“Meet me in my office.”

A picture of Lori-Ann

Boxbrite Technologies is a relationship-based solar tech company that has typically relied on close trusted relationships, often meeting in person with clients. We also use Agile methodology, which emphasizes the importance of face-to-face communications and trusted relationships.

In my last article, I wrote about refactoring the workplace, and how Boxbrite moved permanently to home-centred offices. That has changed the language we use around meeting up with each other.

Meet me in my office. Can I drop into your office?

The office is a click away.

Leon Kehl, executive leader for Boxbrite, says the pandemic has really hit home the importance of decentralized workspaces.

“Individual offices in corporate buildings have constantly shrunk over the years, because of cost and efficiency requirements; they’re smaller, they’re de-personalized,” Kehl says. “Our home offices are still physical spaces, but anyone can join us in our office instantly and we don’t need extra chairs if someone else wants to join in. I have an extra chair in my office, but it hasn’t been used in months.”

Being virtual doesn’t mean that important teambuilding conversations aren’t happening. Frequent and open communication is key to working successfully from home-centred offices. It’s a click away to check in, or to clarify a question or new project parameters, or to answer a question asked in an email.

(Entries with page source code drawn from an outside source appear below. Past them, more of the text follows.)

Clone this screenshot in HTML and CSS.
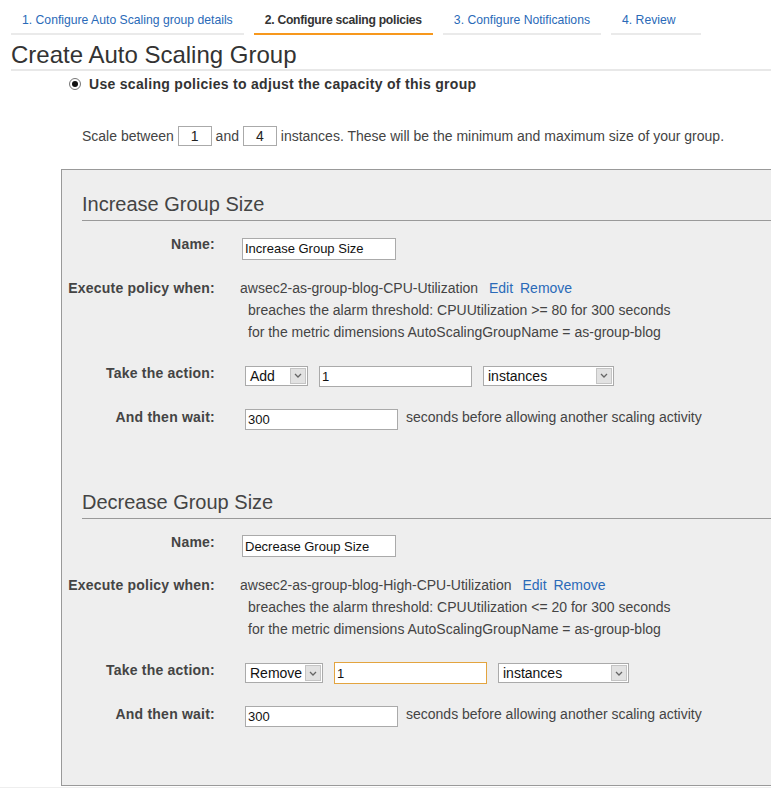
FILE: index.html
```html
<!DOCTYPE html>
<html>
<head>
<meta charset="utf-8">
<link rel="stylesheet" href="styles.css">
</head>
<body>
<div class="tabs">
  <div class="tab">1. Configure Auto Scaling group details</div>
  <div class="tab active">2. Configure scaling policies</div>
  <div class="tab">3. Configure Notifications</div>
  <div class="tab">4. Review</div>
</div>
<h1 class="title">Create Auto Scaling Group</h1>
<div class="radio-row"><span class="radio"><span class="dot"></span></span><span class="radio-label">Use scaling policies to adjust the capacity of this group</span></div>
<div class="scale-row">Scale between <span class="num-box">1</span> and <span class="num-box">4</span> instances. These will be the minimum and maximum size of your group.</div>

<div class="panel">
  <section class="policy">
    <h2 class="policy-title">Increase Group Size</h2>
    <div class="row row-name">
      <div class="label">Name:</div>
      <div class="value"><input class="field name-field" type="text" value="Increase Group Size"></div>
    </div>
    <div class="row row-exec">
      <div class="label">Execute policy when:</div>
      <div class="value">
        <div class="alarm">awsec2-as-group-blog-CPU-Utilization <a class="link link-edit">Edit</a> <a class="link link-remove">Remove</a></div>
        <div class="alarm-detail">breaches the alarm threshold: CPUUtilization &gt;= 80 for 300 seconds</div>
        <div class="alarm-detail">for the metric dimensions AutoScalingGroupName = as-group-blog</div>
      </div>
    </div>
    <div class="row row-action">
      <div class="label">Take the action:</div>
      <div class="value controls">
        <div class="select sel-add"><span class="sel-text">Add</span><span class="sel-arrow"><svg width="8" height="5" viewBox="0 0 8 5"><path d="M1 1 L4 4 L7 1" fill="none" stroke="#666" stroke-width="1.3"/></svg></span></div>
        <input class="field amount-field" type="text" value="1">
        <div class="select sel-unit"><span class="sel-text">instances</span><span class="sel-arrow"><svg width="8" height="5" viewBox="0 0 8 5"><path d="M1 1 L4 4 L7 1" fill="none" stroke="#666" stroke-width="1.3"/></svg></span></div>
      </div>
    </div>
    <div class="row row-wait">
      <div class="label">And then wait:</div>
      <div class="value controls">
        <input class="field wait-field" type="text" value="300">
        <span class="wait-text">seconds before allowing another scaling activity</span>
      </div>
    </div>
  </section>

  <section class="policy policy-2">
    <h2 class="policy-title">Decrease Group Size</h2>
    <div class="row row-name">
      <div class="label">Name:</div>
      <div class="value"><input class="field name-field" type="text" value="Decrease Group Size"></div>
    </div>
    <div class="row row-exec">
      <div class="label">Execute policy when:</div>
      <div class="value">
        <div class="alarm">awsec2-as-group-blog-High-CPU-Utilization <a class="link link-edit">Edit</a> <a class="link link-remove">Remove</a></div>
        <div class="alarm-detail">breaches the alarm threshold: CPUUtilization &lt;= 20 for 300 seconds</div>
        <div class="alarm-detail">for the metric dimensions AutoScalingGroupName = as-group-blog</div>
      </div>
    </div>
    <div class="row row-action">
      <div class="label">Take the action:</div>
      <div class="value controls">
        <div class="select sel-remove"><span class="sel-text">Remove</span><span class="sel-arrow"><svg width="8" height="5" viewBox="0 0 8 5"><path d="M1 1 L4 4 L7 1" fill="none" stroke="#666" stroke-width="1.3"/></svg></span></div>
        <input class="field amount-field focused" type="text" value="1">
        <div class="select sel-unit"><span class="sel-text">instances</span><span class="sel-arrow"><svg width="8" height="5" viewBox="0 0 8 5"><path d="M1 1 L4 4 L7 1" fill="none" stroke="#666" stroke-width="1.3"/></svg></span></div>
      </div>
    </div>
    <div class="row row-wait">
      <div class="label">And then wait:</div>
      <div class="value controls">
        <input class="field wait-field" type="text" value="300">
        <span class="wait-text">seconds before allowing another scaling activity</span>
      </div>
    </div>
  </section>
</div>
<div class="footer-line"></div>
</body>
</html>
```

FILE: styles.css
```css
html, body {
  margin: 0;
  padding: 0;
  background: #fff;
  overflow: hidden;
}
body {
  font-family: "Liberation Sans", Arial, sans-serif;
  font-size: 14px;
  color: #444;
}

/* Wizard tabs */
.tabs {
  display: flex;
  gap: 10px;
  padding-left: 11px;
}
.tab {
  padding: 12px 11px 5px;
  min-width: 68px;
  font-size: 12.2px;
  line-height: 16px;
  color: #2a6ab8;
  border-bottom: 2px solid #eaeaea;
  white-space: nowrap;
}
.tab.active {
  color: #333;
  font-weight: bold;
  letter-spacing: -0.28px;
  border-bottom-color: #f7981d;
}

/* Title */
.title {
  margin: 6px 0 0 11px;
  font-size: 24px;
  line-height: 28px;
  font-weight: normal;
  color: #333;
  border-bottom: 2px solid #e8e8e8;
}

/* Radio */
.radio-row {
  display: flex;
  align-items: center;
  margin: 5px 0 0 69px;
  line-height: 16px;
}
.radio {
  width: 10px;
  height: 10px;
  border: 1px solid #777;
  border-radius: 50%;
  background: #fff;
  display: flex;
  align-items: center;
  justify-content: center;
  margin-right: 8px;
}
.radio .dot {
  width: 6px;
  height: 6px;
  border-radius: 50%;
  background: #111;
}
.radio-label {
  font-weight: bold;
  color: #333;
  letter-spacing: 0.3px;
}

/* Scale row */
.scale-row {
  margin: 34px 0 0 82px;
  line-height: 20px;
  display: flex;
  align-items: center;
  white-space: pre;
}
.num-box {
  display: inline-block;
  box-sizing: border-box;
  width: 34px;
  height: 20px;
  border: 1px solid #aaa;
  background: #fff;
  text-align: center;
  line-height: 18px;
  color: #222;
  margin: 0;
}

/* Panel */
.panel {
  margin: 23px 0 0 61px;
  border: 1px solid #999;
  border-right: none;
  background: #eeeeee;
  padding: 22px 0 58px;
}
.policy-2 {
  margin-top: 60px;
}
.policy-title {
  margin: 0 0 0 20px;
  font-size: 20px;
  line-height: 24px;
  font-weight: normal;
  color: #444;
  padding-bottom: 4px;
  border-bottom: 1px solid #999;
}

.row {
  display: flex;
  align-items: flex-start;
}
.label {
  width: 153px;
  flex: none;
  text-align: right;
  font-weight: bold;
  line-height: 22px;
  color: #444;
  white-space: nowrap;
  letter-spacing: 0.22px;
}
.value {
  margin-left: 25px;
  line-height: 22px;
  white-space: nowrap;
}
.row-name { margin-top: 12px; }
.row-exec { margin-top: 17px; }
.row-action { margin-top: 19px; }
.row-wait { margin-top: 19px; }

.row-name .value { padding-top: 4px; margin-left: 27px; }
.row-action .value { padding-top: 4px; margin-left: 30px; }
.row-wait .value { margin-left: 30px; }

.controls {
  display: flex;
  align-items: flex-start;
}

.field {
  box-sizing: border-box;
  border: 1px solid #aaa;
  background: #fff;
  font-family: "Liberation Sans", Arial, sans-serif;
  font-size: 13px;
  color: #111;
  padding: 0 2px;
  margin: 0;
  outline: none;
}
.name-field { width: 154px; height: 22px; }
.amount-field { width: 153px; height: 21px; margin-left: 11px; }
.amount-field.focused { border-color: #e3a43f; height: 22px; margin-top: -1px; }
.wait-field { width: 153px; height: 21px; margin-top: 3px; }
.wait-text { margin-left: 8px; line-height: 22px; }

.alarm { color: #444; }
.alarm-detail { padding-left: 8px; }
.link { color: #2a6ab8; cursor: pointer; }
.link-edit { margin-left: 7px; }
.link-remove { margin-left: 3px; }

.select {
  box-sizing: border-box;
  height: 20px;
  border: 1px solid #aaa;
  background: #fff;
  display: flex;
  align-items: stretch;
  font-size: 14px;
  color: #111;
}
.sel-text {
  flex: 1;
  padding-left: 4px;
  line-height: 18px;
  white-space: nowrap;
}
.sel-arrow {
  width: 16px;
  flex: none;
  margin: 1px;
  background: #e2e2e2;
  border: 1px solid #c4c4c4;
  box-sizing: border-box;
  display: flex;
  align-items: center;
  justify-content: center;
}
.sel-add { width: 63px; }
.sel-remove { width: 78px; }
.sel-unit { width: 131px; margin-left: 11px; }

.footer-line {
  margin-top: 1px;
  border-top: 1px solid #eee;
}
```
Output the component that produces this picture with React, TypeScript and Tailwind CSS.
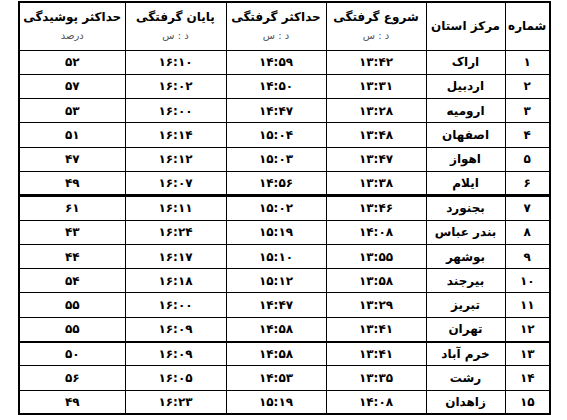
const rows: [string, string, string, string, string, string][] = [
  ["۱", "اراک", "۱۳:۴۲", "۱۴:۵۹", "۱۶:۱۰", "۵۲"],
  ["۲", "اردبیل", "۱۳:۳۱", "۱۴:۵۰", "۱۶:۰۲", "۵۷"],
  ["۳", "ارومیه", "۱۳:۲۸", "۱۴:۴۷", "۱۶:۰۰", "۵۳"],
  ["۴", "اصفهان", "۱۳:۴۸", "۱۵:۰۴", "۱۶:۱۴", "۵۱"],
  ["۵", "اهواز", "۱۳:۴۷", "۱۵:۰۳", "۱۶:۱۲", "۴۷"],
  ["۶", "ایلام", "۱۳:۳۸", "۱۴:۵۶", "۱۶:۰۷", "۴۹"],
  ["۷", "بجنورد", "۱۳:۴۶", "۱۵:۰۲", "۱۶:۱۱", "۶۱"],
  ["۸", "بندر عباس", "۱۴:۰۸", "۱۵:۱۹", "۱۶:۲۴", "۴۳"],
  ["۹", "بوشهر", "۱۳:۵۵", "۱۵:۱۰", "۱۶:۱۷", "۴۴"],
  ["۱۰", "بیرجند", "۱۳:۵۸", "۱۵:۱۲", "۱۶:۱۸", "۵۴"],
  ["۱۱", "تبریز", "۱۳:۲۹", "۱۴:۴۷", "۱۶:۰۰", "۵۵"],
  ["۱۲", "تهران", "۱۳:۴۱", "۱۴:۵۸", "۱۶:۰۹", "۵۵"],
  ["۱۳", "خرم آباد", "۱۳:۴۱", "۱۴:۵۸", "۱۶:۰۹", "۵۰"],
  ["۱۴", "رشت", "۱۳:۳۵", "۱۴:۵۳", "۱۶:۰۵", "۵۶"],
  ["۱۵", "زاهدان", "۱۴:۰۸", "۱۵:۱۹", "۱۶:۲۳", "۴۹"],
];

const widths = ["w-[45px]", "w-[79px]", "w-[100px]", "w-[100px]", "w-[101px]", "w-[106px]"];

const heads: [string, string][] = [
  ["شروع گرفتگی", "د : س"],
  ["حداکثر گرفتگی", "د : س"],
  ["پایان گرفتگی", "د : س"],
  ["حداکثر پوشیدگی", "درصد"],
];

export default function App() {
  return (
    <div className="w-[567px] h-[420px] bg-white pt-px pl-[18px] font-['DejaVu_Sans',sans-serif] text-black">
      <table dir="rtl" className="w-[532px] table-fixed border-collapse border-2 border-black">
        <colgroup>
          {widths.map((w, i) => (
            <col key={i} className={w} />
          ))}
        </colgroup>
        <thead>
          <tr className="h-[48px]">
            <th className="border-[1.5px] border-black text-[12px] font-bold whitespace-nowrap p-0">شماره</th>
            <th className="border-[1.5px] border-black text-[12px] font-bold whitespace-nowrap p-0">مرکز استان</th>
            {heads.map(([t, s]) => (
              <th key={t} className="border-[1.5px] border-black align-top pt-[5px] px-0 whitespace-nowrap">
                <div className="text-[12px] font-bold leading-[18px]">{t}</div>
                <div className="text-[10px] font-normal text-[#555] mt-[3px] leading-[13px]">{s}</div>
              </th>
            ))}
          </tr>
        </thead>
        <tbody>
          {rows.map((r, i) => (
            <tr
              key={r[0]}
              className={
                i === 5
                  ? "h-[24.3px] border-b-[3px] border-black"
                  : i === 11
                  ? "h-[24.3px] border-b-2 border-black"
                  : "h-[24.3px]"
              }
            >
              {r.map((c, j) => (
                <td
                  key={j}
                  className="border-x-[1.5px] border-t-[1.5px] border-black text-center text-[12px] leading-[16px] font-bold p-0 whitespace-nowrap"
                >
                  {c}
                </td>
              ))}
            </tr>
          ))}
        </tbody>
      </table>
    </div>
  );
}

This remote work survey found three-quarters of respondents already communicate with co-workers on their team several times per day, and 33 per cent talk to co-workers outside of their team multiple times per day. Seventy-eight per cent have regular check-ins with their manager and 75% check in regularly with their teams.

The survey also found that praise has more impact when it’s given regularly, and in the moment – during your Google Meet, through the chat apps your company uses, or by email or text. At Boxbrite, it often happens during Friday tea break. This is when the whole team gets updates on business partnerships, celebrates exciting news for team members or plays online games together.

Here are a few expectations we have of each other as we work remotely:

1.      We celebrate each other: While our celebrations often happen during tea break, they also happen in our team room on Gmail. In our culturally diverse team, there are always holidays to recognize, visas to be cheered, the arrival of loved ones after a lengthy immigration process. And there are informal postings of memes, pictures of pets, and discussions about things we’ve seen in industry news or elsewhere. Like the one we’re having about company-mandated time off, thanks to this article in AltEnergyMag.

2.      It’s okay to bring your emoticons – and your emotions – to work: Perhaps you’ve found that you’re using emoticons much more often in your work emails. We use them with our teammates, in just about every interaction. Emoticons are just symbols of what we’re really feeling, right? We are genuine with each other. The level of vulnerability and trust is special, and we can be more authentic and genuine in interactions. And surely, the stresses of the pandemic have made all of us feel like crying at some point. It’s possible that tears flow easier because the connection is virtual, and because we’re in a home-centred office. It’s safer. “Tears signal the power of the connection,” Kehl says. “The humbling feeling of a team member breaking down in tears face just as intense virtually as in person.”

3.      Our cameras are on for our meetings: I haven’t met some of my teammates face to face, in person, so having the camera on helps me read their faces in a meeting or create a visual connection that makes it easier to have a conversation outside of the formal channels.

4.      Interruptions are okay: How many times in a day have your kids insisted on asking a question while you’re in the middle of a meeting? Or the cat has jumped up on your lap? Or a package is delivered to your door? It happens. That’s the nature of working in a home-centred office. If we worked in a corporate office, the interruptions would be different – a coworker asks a question on the way past your desk, or your teammates animatedly decide where to go for lunch, the door opens and closes a hundred times – but possibly less tolerated.

How does this approach work with customers? Kehl says, for him, the days are past when hopping on a plane or into a car to meet a customer is the norm. Post-pandemic, Boxbrite will still be 100 per cent virtual, unless there is a reason not to be, says Kehl.

“Why do we need to meet in a physical space in a building? It causes emissions, sucks up time in travel, and it doesn’t necessarily mean you’ll get the result you’re looking for,” he says. “We meet in each other’s offices all the time. If you want to meet us, you’ll need to meet us in our office space or in yours, but it will have to be virtually.”

Yes, the pandemic has put a lot of companies in this position, but how many are rethinking why they need to go back into a physical building to do their work in cubicles on floor after corporate floor?

As a company that embraces the concept of Agile methodology, it could be seen as a challenge or drawback to insist on virtual meetings with customers. Being Agile means valuing individuals and interactions over processes and tools. Does that always mean face-to-face, across a table, in an office, in a building, though?

Rachel Cavallo reinforces in this article the idea that it isn’t the handshakes and business lunches that create the best customer relationships; it’s trust and added value. And a change in your approach.

“Boxbrite has always succeeded by building trusted relationships and using previous experience to find new opportunities to create solutions for customers. We don’t rely on a sales organization to try to push a pre-existing product,” says Kehl. “That doesn’t change, just because you’re not in the same physical room as a potential customer.”